BOPO at +250, D4 RINs at 1.54, and -2000 Basis in Paranagua in sight
- Henri Bardon
- 5 hours ago
- 3 min read
D4 RINs closed near 1.539 with intraday trade between roughly 1.515 and 1.560. At 1.54 per RIN, that represents 1.54 dollars per gallon of compliance value embedded in biodiesel economics. March screen margins have turned marginally positive, while May and July remain negative by roughly 15 to 20 cents per gallon even with D4 above 1.50. Forward economics remain dependent on stronger RIN pricing if EPA clarity is delayed into late summer and into the fourth quarter.
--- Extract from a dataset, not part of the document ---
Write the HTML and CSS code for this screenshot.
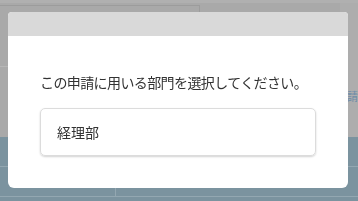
FILE: index.html
```html
<!DOCTYPE html>
<html lang="ja">

<head>
  <meta charset="UTF-8">
  <meta name="viewport" content="width=device-width, initial-scale=1.0">
  <title>部門選択</title>
  <link rel="stylesheet" href="styles.css">
</head>

<body>
  <!-- page behind the dimmed overlay -->
  <div class="page">
    <div class="page-top">
      <div class="panel"></div>
      <div class="side">
        <span class="side-link">請求</span>
      </div>
    </div>
    <div class="page-table">
      <div class="row"></div>
      <div class="row">
        <div class="cell"></div>
      </div>
    </div>
  </div>

  <div class="modal">
    <div class="modal-head"></div>
    <div class="modal-body">
      <p class="modal-title">この申請に用いる部門を選択してください。</p>
      <div class="dept-option">経理部</div>
    </div>
  </div>
</body>

</html>
```

FILE: styles.css
```css
body {
  margin: 0;
  background-color: #a9a9a9;
  font-family: "Noto Sans CJK JP", "Noto Sans", sans-serif;
  overflow: hidden;
}

.page {
  height: 201px;
  display: flex;
  flex-direction: column;
}

.page-top {
  height: 137px;
  display: flex;
  border-top: 3px solid #b0b0b0;
  box-sizing: border-box;
}

.panel {
  margin-top: 2px;
  width: 199px;
  height: 60px;
  border-top: 1px solid #9c9c9c;
  border-right: 1px solid #9c9c9c;
  border-bottom: 1px solid #b6b6b6;
}

.side {
  margin-left: auto;
  width: 18px;
  background-color: #adadad;
  padding-top: 86px;
  overflow: hidden;
}

.side-link {
  display: block;
  margin-left: 7px;
  font-size: 11px;
  line-height: 14px;
  color: #6e8ca8;
  white-space: nowrap;
}

.page-table {
  flex: 1;
  background-color: #7b939f;
}

.row {
  height: 29px;
  border-bottom: 1px solid #93a7b1;
}

.row .cell {
  width: 115px;
  height: 100%;
  border-right: 1px solid #93a7b1;
}

.modal {
  position: fixed;
  top: 12px;
  left: 8px;
  width: 340px;
  background-color: #fff;
  border-radius: 4px 4px 6px 6px;
  overflow: hidden;
}

.modal-head {
  height: 24px;
  background-color: #d9d9d9;
}

.modal-body {
  padding: 36px 32px 32px;
}

.modal-title {
  margin: 0;
  font-size: 14px;
  line-height: 20px;
  letter-spacing: -0.6px;
  color: #333;
  white-space: nowrap;
}

.dept-option {
  margin-top: 16px;
  height: 48px;
  box-sizing: border-box;
  display: flex;
  align-items: center;
  padding: 0 16px;
  border: 1px solid #dcdcdc;
  border-radius: 5px;
  box-shadow: 0 1px 2px rgba(0, 0, 0, 0.18);
  font-size: 14px;
  color: #333;
}
```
Chicago May soyoil last traded at 59.30 cents per pound, down 0.79 on the day, after trading between 58.50 and 60.20. At 59.30 cents per pound, flat price equates to roughly 1,310 dollars per metric ton. March options expired with nearly 40,000 contracts in the money across the 55 to 59 strikes, converting into fresh long futures positioning. The May option board shows heavy open interest stacked through the 70 cent strike with 63 days to expiry. A move from 59.30 to 70 cents per pound represents roughly 10.7 cents, or about 235 dollars per metric ton upside, implying flat price near 1,545 dollars per metric ton. A lot of that will also depend on what Gasoil does but Soyoil futures chart is constructive.

CPO trades near 1,050 to 1,060 dollars per metric ton. At current Chicago levels near 1,328 dollars per metric ton, BOPO sits near +250 to +260 dollars per metric ton. Historically this spread has tended to sit closer to +80 to +150. The widening reflects a US RFS policy premium embedded in bean oil futures in Chicago rather than palm strength.
USDA projects US bean oil use in biofuel at 17.3 billion pounds in 2026 to 2027, equivalent to roughly 7.85 million metric tons. That compares with roughly 6.71 million metric tons in 2025 to 2026 and 5.33 million metric tons in 2024 to 2025. Over two marketing years, projected US biofuel demand increases by approximately 2.52 million metric tons of bean oil. Exports are projected to fall from 1.2 billion pounds to 600 million pounds, removing roughly 270,000 metric tons from export availability. The board is pricing a structurally tighter US domestic bean oil balance, not a broad global vegoil shortage.
The global adjustment is occurring through South American basis. FOB Paranaguá soyoil basis is already more than 10 cents per pound under the board for forward positions, implying roughly 220 dollars per metric ton discount versus Chicago reference. Exporters are defending volume into India and other price sensitive markets by cutting basis rather than waiting for futures to correct.
If futures extend toward 70 cents per pound while palm remains near 1,050 to 1,100 dollars per metric ton, BOPO would widen toward 450 to 500 dollars per metric ton. Under that scenario, to maintain competitiveness into India and other destinations, Paranaguá basis could widen toward 20 cents per pound under the board. That implies roughly 490 dollars per metric ton discount versus Chicago, or around –2000 points. In that structure, the adjustment would not occur through palm strength but through deeper Brazilian discounts and tighter crush margins.
Palm’s upside is constrained by energy spreads. POGO trades near 333 dollars per metric ton for March, 359 for May, 368 for July and 397 for December. At 350 to 400 dollars per metric ton, palm already carries a strong premium to gasoil. Further palm upside without a fresh gasoil rally becomes difficult to justify, limiting palm’s ability to compress BOPO if bean oil rallies further on US policy.
Freight remains a structural factor. Total logistics cost from Mato Grosso to China is reported roughly 40 cents per bushel above last year, with inland costs up about 2.5 percent year on year and ocean freight up about 7 percent year on year. If US beans move aggressively into China, Chinese crushers convert those beans into meal and oil and may export incremental oil into third markets, adding pressure on Brazilian basis that is already deeply negative.
Policy timing remains central. Debate continues around RFS rulemaking, reallocation of exempted RINs, and E15 expansion while the administration manages a reported 12 billion dollar payout starting Feb23 to farmers impacted by tariff policy. If clarity on 2026 RVOs slips into late summer, forward biodiesel margins that are already negative 15 to 20 cents per gallon will require stronger D4 pricing to maintain output.
The structure is tight and asymmetric. Chicago near 1,330 dollars per metric ton. A 70 cent scenario implies roughly 1,543 dollars per metric ton. BOPO currently near +250 dollars per metric ton could go much higher (futures). POGO near 350 to 400 caps palm. Under that configuration, the risk is not palm chasing higher, but Brazilian FOB soyoil widening toward –2000 basis if US policy drives further upside in futures.